In a paper published in American Economic Review in 2014 now Federal Reserve bank of new York President John Williams and economist Eric Swanson and John Williams offer evidence the Fed delivered additional stimulus between 2008 and 2010 by the effects of its policies on one and two-year Treasury rates, he said. “This points to YCC as a potentially effective strategy, that replaces or supports forward guidance by explicitly targeting those one and two-year rates,” according to Ireland. And, should the one- and two-years hit a zero level, yield curve control could be expanded to longer maturities.

Of course yield curve control isn’t perfect. “The main problem, I think, is that by expanding its asset purchases to actually target rates,” Ireland said, “the Fed will be interfering too much in what always have been active private markets and thereby distorting what have always been valuable market signals.”

And the question remains whether it’s even needed at this point. “The two-year rate, for example, is already below 0.25%, because everyone already expects the FOMC to hold the funds rate at zero for the next couple years,” he said. “So YCC seems redundant.”

But if Treasury rates increase, this would be another way for Fed “to do more.” But if the latest employment report is an indication the economy could be “operating pretty close to normal by the end of the year,” raising “a serious question of whether the Fed really does need to do more.”

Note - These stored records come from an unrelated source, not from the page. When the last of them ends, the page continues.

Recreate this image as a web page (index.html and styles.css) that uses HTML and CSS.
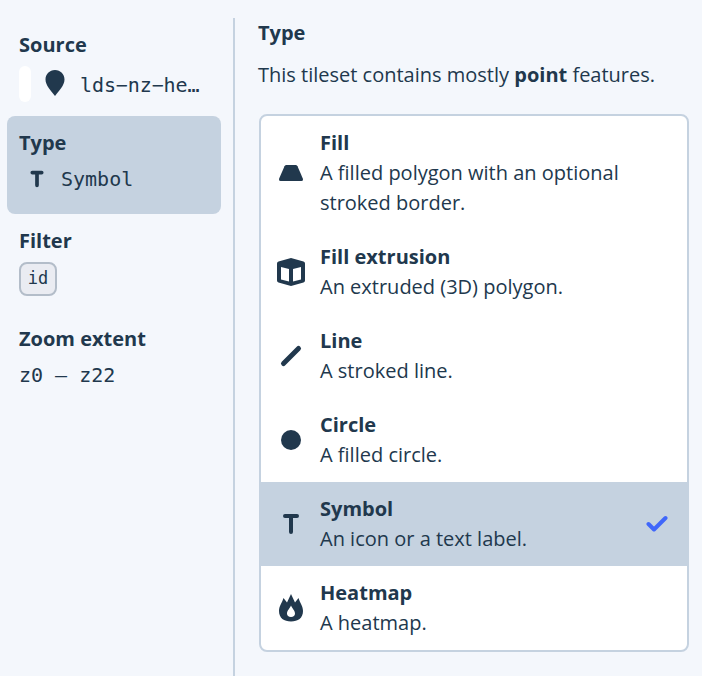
FILE: index.html
```html
<!DOCTYPE html>
<html lang="en">
<head>
<meta charset="utf-8">
<title>Layer type</title>
<link rel="stylesheet" href="styles.css">
</head>
<body>
<div class="panel">
  <nav class="sidebar">
    <section class="section">
      <h3>Source</h3>
      <div class="value source"><span class="swatch"></span>
        <svg class="pin" width="20" height="26" viewBox="0 0 20 26"><path d="M10 0C4.500 0 .5 4.300.5 9.500C.5 15.500 6 20.500 10 26C14 20.500 19.500 15.500 19.500 9.500C19.500 4.300 15.500 0 10 0Z"/></svg>
        <span class="name">lds−nz−he…</span></div>
    </section>
    <section class="section active">
      <h3>Type</h3>
      <div class="value"><svg class="small-t" width="36" height="30" viewBox="0 0 36 30"><path class="stroke" d="M13.300 8.600H22.700M18 8.600V21.300" stroke-width="3.700"/></svg><span>Symbol</span></div>
    </section>
    <section class="section">
      <h3>Filter</h3>
      <div class="chip">id</div>
    </section>
    <section class="section">
      <h3>Zoom extent</h3>
      <div class="value">z0 — z22</div>
    </section>
  </nav>
  <main class="content">
    <h3 class="heading">Type</h3>
    <p class="intro">This tileset contains mostly <b>point</b> features.</p>
    <ul class="options">
      <li><svg class="icon" viewBox="0 0 30 30"><path d="M10.500 7H19.500Q20.800 7 21.500 8.200L26.800 20.500Q27.500 23 25.500 23H4.500Q2.500 23 3.200 20.500L8.500 8.200Q9.200 7 10.500 7Z"/></svg>
        <div class="text"><h3>Fill</h3><p>A filled polygon with an optional stroked border.</p></div></li>
      <li><svg class="icon" viewBox="0 0 30 30"><path fill-rule="evenodd" d="M15 1L27.500 4.500Q29 5 29 6.500V23.500Q29 25 27.500 25.500L15 29L2.500 25.500Q1 25 1 23.500V6.500Q1 5 2.500 4.500ZM5 10V22.500L13 24.500V12ZM25 10L17 12V24.500L25 22.500Z"/></svg>
        <div class="text"><h3>Fill extrusion</h3><p>An extruded (3D) polygon.</p></div></li>
      <li><svg class="icon" viewBox="0 0 30 30"><path class="stroke" d="M7.500 22.500L22.500 7.500" stroke-width="5"/></svg>
        <div class="text"><h3>Line</h3><p>A stroked line.</p></div></li>
      <li><svg class="icon" viewBox="0 0 30 30"><circle cx="15" cy="15" r="10"/></svg>
        <div class="text"><h3>Circle</h3><p>A filled circle.</p></div></li>
      <li class="active"><svg class="icon" viewBox="0 0 30 30"><path class="stroke" d="M9 7H21M15 7V23" stroke-width="4"/></svg>
        <div class="text"><h3>Symbol</h3><p>An icon or a text label.</p></div>
        <svg class="check" width="22" height="18" viewBox="0 0 22 18"><path d="M2.500 9L8 14.500L19.500 3"/></svg></li>
      <li><svg class="icon" viewBox="0 0 30 30"><path fill-rule="evenodd" d="M15 1L19 9.500L22.500 5C24 10 27 13 27 18C27 25 22 28.500 15 28.500S3 25 3 18C3 13 6 10 7.500 5L11 9.500ZM15 12.500C13.500 16 11 17.500 11 20.500C11 22.700 12.500 24 15 24S19 22.700 19 20.500C19 17.500 16.500 16 15 12.500Z"/></svg>
        <div class="text"><h3>Heatmap</h3><p>A heatmap.</p></div></li>
    </ul>
  </main>
</div>
</body>
</html>
```

FILE: styles.css
```css
* { box-sizing: border-box; }
body {
  margin: 0;
  background: #f4f7fc;
  color: #21384d;
  font: 20px/30px "Open Sans", "Noto Sans", sans-serif;
}
h3, p, ul { margin: 0; padding: 0; }
h3 { font-size: 20px; line-height: 30px; font-weight: 700; }
b { font-weight: 700; }
svg { fill: #21384d; flex: none; display: block; }
.stroke { fill: none; stroke: #21384d; stroke-linecap: round; stroke-linejoin: round; }
.panel { display: flex; height: 676px; padding-top: 18px; overflow: hidden; }
.sidebar { width: 235px; flex: none; padding: 0 12px 0 7px; border-right: 2px solid #c5d2e0; }
.section { height: 98px; padding: 12px; border-radius: 8px; }
.section.active { background: #c5d2e0; }
.value { display: flex; align-items: center; margin-top: 6px; height: 30px; font: 20px/30px "DejaVu Sans Mono", monospace; }
.source { height: 36px; }
.swatch { width: 12px; height: 36px; border-radius: 6px; background: #fff; }
.pin { margin: 0 15px 3px 14px; }
.name { padding-top: 2px; white-space: nowrap; letter-spacing: -0.1px; }
.small-t { margin-right: 6px; }
.chip {
  width: 38px;
  height: 34px;
  margin-top: 6px;
  border: 2px solid #b3bdc9;
  border-radius: 8px;
  background: #eaecf2;
  font: 17px/28px "DejaVu Sans Mono", monospace;
  text-align: center;
}
.content { flex: 1; padding: 0 13px 0 23px; }
.intro { margin: 12px 0 24px; white-space: nowrap; }
.options { margin-left: 1px; list-style: none; background: #fff; border: 2px solid #c5d2e0; border-radius: 8px; overflow: hidden; }
.options li { display: flex; align-items: center; padding: 12px 19px 12px 15px; }
.options li.active { background: #c5d2e0; }
.icon { width: 30px; height: 30px; margin-right: 14px; }
.text { flex: 1; }
.check path { fill: none; stroke: #4067fa; stroke-width: 4; stroke-linecap: round; stroke-linejoin: round; }
```
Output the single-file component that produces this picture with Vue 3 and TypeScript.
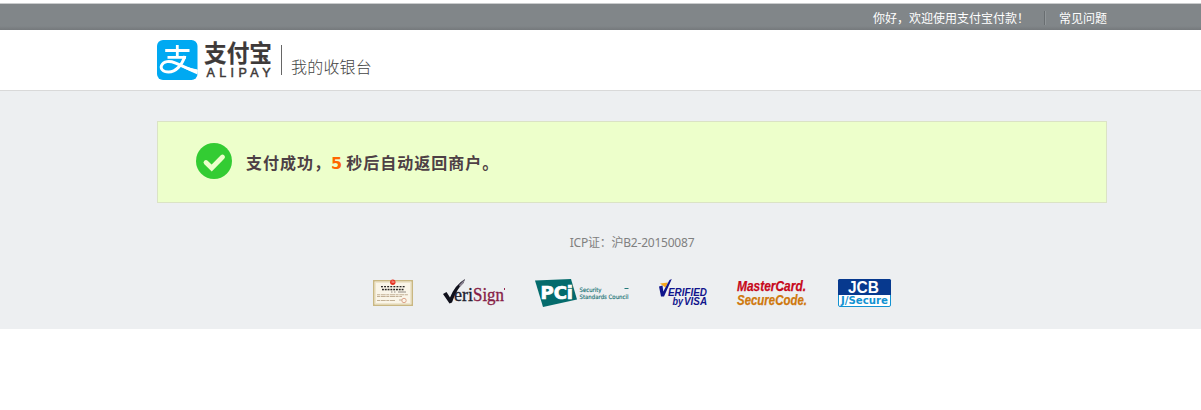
<script setup lang="ts">
import { ref } from 'vue'

const seconds = ref<number>(5)
const dots: number[] = [0, 1, 2, 3, 4, 5, 6, 7]
</script>

<template>
  <div class="page">
    <div class="topbar">
      <div class="wrap topbar-inner">
        <span class="welcome">你好，欢迎使用支付宝付款！</span>
        <span class="split"></span>
        <a class="faq">常见问题</a>
      </div>
    </div>

    <header class="header">
      <div class="wrap header-inner">
        <svg class="mark" width="41" height="40" viewBox="0 0 41 40">
          <rect width="40.5" height="40" rx="6" fill="#00a9f2" />
          <g fill="none" stroke="#fff">
            <path d="M8.2 10.500H32.5M20.300 5V17M10.5 17.300H29" stroke-width="2.800" />
            <path d="M28 16C25 25 19 32 11.5 32C5.5 32 3.3 28.5 4.5 25.5C6.5 21 12.500 20.500 18 22.800C26 26 31 29.500 40.500 31.500" stroke-width="2.900" />
          </g>
          <path d="M25 25.300Q32 28 40.500 29.500V34.500Q33 31.500 24 26.500Z" fill="#fff" />
        </svg>
        <svg class="wordmark" width="68" height="40" viewBox="0 0 68 40">
          <text class="word-cn" x="0" y="22" textLength="68" lengthAdjust="spacingAndGlyphs">支付宝</text>
          <text class="word-en" x="2.500" y="37.200" textLength="64">ALIPAY</text>
        </svg>
        <span class="bar"></span>
        <span class="title">我的收银台</span>
      </div>
    </header>

    <main class="body">
      <section class="wrap notice">
        <svg class="tick" width="36" height="36" viewBox="0 0 36 36">
          <circle cx="18" cy="18" r="18" fill="#33cc33" />
          <path d="M10 19.500L15.700 25L26.500 14" fill="none" stroke="#edffcb" stroke-width="4.800" stroke-linecap="round" stroke-linejoin="miter" />
        </svg>
        <p class="message">支付成功，<b>{{ seconds }}</b><span>秒后自动返回商户。</span></p>
      </section>

      <footer class="wrap footer">
        <p class="icp">ICP证：沪B2-20150087</p>
        <div class="seals">
          <svg width="40" height="28" viewBox="0 0 40 28">
            <rect x=".75" y="1.750" width="38.500" height="24.500" fill="#faf5e8" stroke="#c9b782" stroke-width="1.500" />
            <rect x="2.500" y="3.500" width="35" height="21" fill="none" stroke="#eee5cc" />
            <circle cx="19.800" cy="3.200" r="2.700" fill="#e63322" />
            <path d="M19.200 1.500V4M20.800 2V4" stroke="#fff" stroke-width=".5" />
            <g fill="#292624">
              <rect v-for="n in dots" :key="n" :x="8 + n * 3.1" y="7" width="1.900" height="1.300" />
              <rect v-for="n in dots" :key="'b' + n" :x="9 + n * 2.8" y="9.800" width="1.900" height="1.500" />
              <path d="M18 13h1.500M21 13h1.500M25 13h8" stroke="#77706a" stroke-width=".8" />
            </g>
            <path d="M4 15.700H35M4 17.500H29M4 21.500H22M26 21H30" stroke="#c2b095" stroke-width="1.100" stroke-dasharray="3 .7 5 .6" />
            <circle cx="31" cy="21.500" r="2.200" fill="none" stroke="#dda58c" />
          </svg>

          <svg width="62" height="28" viewBox="0 0 62 28">
            <path d="M0 15L3.500 13L7 18.500Q12 6 22 0L20.500 4Q14 9 9 23.500L6.500 24.500Z" fill="#10111c" />
            <path d="M16 6L22 0L20.500 4L17 8Z" fill="#8d8493" />
            <text class="veri" x="11" y="22" textLength="19" lengthAdjust="spacingAndGlyphs">eri</text>
            <text class="sign" x="30" y="22" textLength="31" lengthAdjust="spacingAndGlyphs">Sign</text>
            <path d="M61.500 9v2" stroke="#93274e" stroke-width="1" />
          </svg>

          <svg width="94" height="28" viewBox="0 0 94 28">
            <path d="M0 1.500L36 0L42 20.500L8 28Z" fill="#046b6c" />
            <text class="pci" x="5.500" y="19.500" textLength="32.500" lengthAdjust="spacingAndGlyphs">PCi</text>
            <text class="council" x="44.500" y="13" textLength="22" lengthAdjust="spacingAndGlyphs">Security</text>
            <text class="council" x="44.500" y="20" textLength="49" lengthAdjust="spacingAndGlyphs">Standards Council</text>
            <path d="M89.500 9.500h4" stroke="#23797a" stroke-width="1" />
          </svg>

          <svg width="48" height="28" viewBox="0 0 48 28">
            <path d="M1 4.500L9 3.500L6.500 8.500Z" fill="#f7a51c" />
            <path d="M0 7.500L3.500 6.500L4.300 12.500L10.500 1L12.800 0L5 17.500H2Z" fill="#10148c" />
            <text class="visa" x="9" y="16.500" textLength="39" lengthAdjust="spacingAndGlyphs">ERIFIED</text>
            <text class="visa" x="13.500" y="26" textLength="10.500" lengthAdjust="spacingAndGlyphs">by</text>
            <text class="visa" x="25" y="26" textLength="23" lengthAdjust="spacingAndGlyphs">VISA</text>
          </svg>

          <svg width="71" height="28" viewBox="0 0 71 28">
            <text class="mc red" x="0" y="12.200" textLength="69" lengthAdjust="spacingAndGlyphs">MasterCard.</text>
            <text class="mc gold" x="0" y="26" textLength="70" lengthAdjust="spacingAndGlyphs">SecureCode.</text>
          </svg>

          <svg width="53" height="28" viewBox="0 0 53 28">
            <rect x=".5" y=".5" width="52" height="27" rx="1.500" fill="#fff" stroke="#1292d2" />
            <path d="M0 16V1.500Q0 0 1.500 0H51.500Q53 0 53 1.500V16Z" fill="#07398e" />
            <text class="jcb" x="10" y="14" textLength="31" lengthAdjust="spacingAndGlyphs">JCB</text>
            <text class="jsecure" x="3" y="25" textLength="47" lengthAdjust="spacingAndGlyphs">J/Secure</text>
          </svg>
        </div>
      </footer>
    </main>
  </div>
</template>

<style>
body {
  background: #fff;
  overflow: hidden;
}
</style>

<style scoped>
.page {
  font-family: "Liberation Sans", "Noto Sans CJK SC", sans-serif;
  font-size: 12px;
  padding-top: 3px;
}
.wrap {
  width: 950px;
  margin-left: 157px;
  box-sizing: border-box;
}
.topbar {
  height: 27px;
  box-sizing: border-box;
  border-top: 1px solid #cacccd;
  background: linear-gradient(#818689 0 22px, #75797c 26px);
}
.topbar-inner {
  display: flex;
  justify-content: flex-end;
  align-items: center;
  height: 26px;
  color: #fff;
  font-family: "Noto Sans CJK SC", sans-serif;
  line-height: 26px;
  padding-top: 2px;
}
.welcome {
  width: 156px;
  white-space: nowrap;
}
.split {
  width: 1px;
  height: 14px;
  margin: 0 13px 0 15px;
  background: #696e71;
  border-right: 1px solid #919699;
}
.faq {
  width: 48px;
  white-space: nowrap;
}
.header {
  height: 61px;
  box-sizing: border-box;
  background: #fff;
  border-bottom: 1px solid #d9d9d9;
}
.header-inner {
  display: flex;
  padding-top: 10px;
}
.wordmark {
  margin-left: 6px;
  overflow: visible;
}
.word-cn {
  font: 700 23.500px "Noto Sans CJK SC", sans-serif;
  fill: #3e3a39;
  stroke: #3e3a39;
  stroke-width: 0.2px;
}
.word-en {
  font: 12.500px "Liberation Sans", sans-serif;
  fill: #3e3a39;
  stroke: #3e3a39;
  stroke-width: 0.5px;
}
.bar {
  width: 1px;
  height: 30px;
  margin: 5px 9px 0 9px;
  background: #666;
}
.title {
  margin-top: 14px;
  font: 300 16px/24px "Noto Sans CJK SC", sans-serif;
  letter-spacing: 0.2px;
  color: #444;
}
.body {
  height: 238px;
  box-sizing: border-box;
  padding-top: 30px;
  background: #edeff1;
}
.notice {
  display: flex;
  height: 82px;
  border: 1px solid #dbe3c5;
  background: #edffcb;
  padding: 21px 38px;
}
.message {
  margin: 7px 0 0 14px;
  font: bold 16px/24px "Noto Sans CJK SC", sans-serif;
  letter-spacing: 1px;
  color: #4d4045;
  white-space: nowrap;
}
.message b {
  margin-right: 4px;
  font: bold 16px "DejaVu Sans", sans-serif;
  letter-spacing: 0;
  color: #ff6600;
}
.icp {
  margin: 0;
  padding-top: 31px;
  height: 45px;
  line-height: 18px;
  text-align: center;
  color: #808080;
  font-family: "Noto Sans", "Noto Sans CJK SC", sans-serif;
  letter-spacing: -0.22px;
}
.seals {
  display: flex;
  justify-content: center;
  gap: 30px;
}
.seals svg {
  overflow: visible;
}
.veri, .sign {
  font: 19px "Liberation Serif", serif;
  fill: #202130;
  stroke: #202130;
  stroke-width: 0.35px;
}
.sign {
  fill: #861c46;
  stroke: #861c46;
}
.pci {
  font: bold 17px "DejaVu Sans", sans-serif;
  fill: #fff;
  stroke: #fff;
  stroke-width: 0.7px;
}
.council {
  font: 6px "DejaVu Sans", sans-serif;
  fill: #187273;
  stroke: #187273;
  stroke-width: 0.15px;
}
.visa {
  font: italic bold 11.500px "Liberation Sans", sans-serif;
  fill: #10148c;
}
.mc {
  font: italic bold 15px "Liberation Sans", sans-serif;
  stroke-width: 0.25px;
}
.red {
  fill: #c7081b;
  stroke: #c7081b;
}
.gold {
  fill: #cf780d;
  stroke: #cf780d;
}
.jcb {
  font: bold 17px "Liberation Sans", sans-serif;
  fill: #fff;
}
.jsecure {
  font: bold 10px "DejaVu Sans", sans-serif;
  fill: #1292d2;
}
</style>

Lon Erickson, portfolio manager at Thornburg Investment Management, said, “The Fed has plenty of tricks up their sleeve if they need to dazzle the economy some more.”

At his press conference, Powell “beat reporters to the punch” by proactively discussing “potential actions the Fed could take,” he said. While naming forward guidance, asset purchases, and yield curve control, which he said “remains an open question,” Powell notably “didn’t mention negative target rates.”

“I confidently believe the FOMC discussed negative rates again — even though Powell recently declared” negative rates have a “mixed” record of effectiveness, Erickson said. “Here’s what investors should count on in the near term: some form of yield curve control while negative rates remain on the shelf.”

But, again, the question remains is YCC needed. Jack McIntyre, portfolio manager for Brandywine Global, said, “Even if the Fed doesn’t pursue yield curve control, I don’t think yields are going to move significantly higher. We are accumulating a lot of debt, which is inherently deflationary.”

It will also be important to see which maturities the Fed tries to control. “I don’t think they’ll try to control or limit 10-year yields to 50bps. They probably want to do something closer to 1% or 90bps. This will take a lot less firepower in terms of asset purchases to keep yields hovering near that level. There has to be a little bit of credibility to what level they choose to keep rates steady."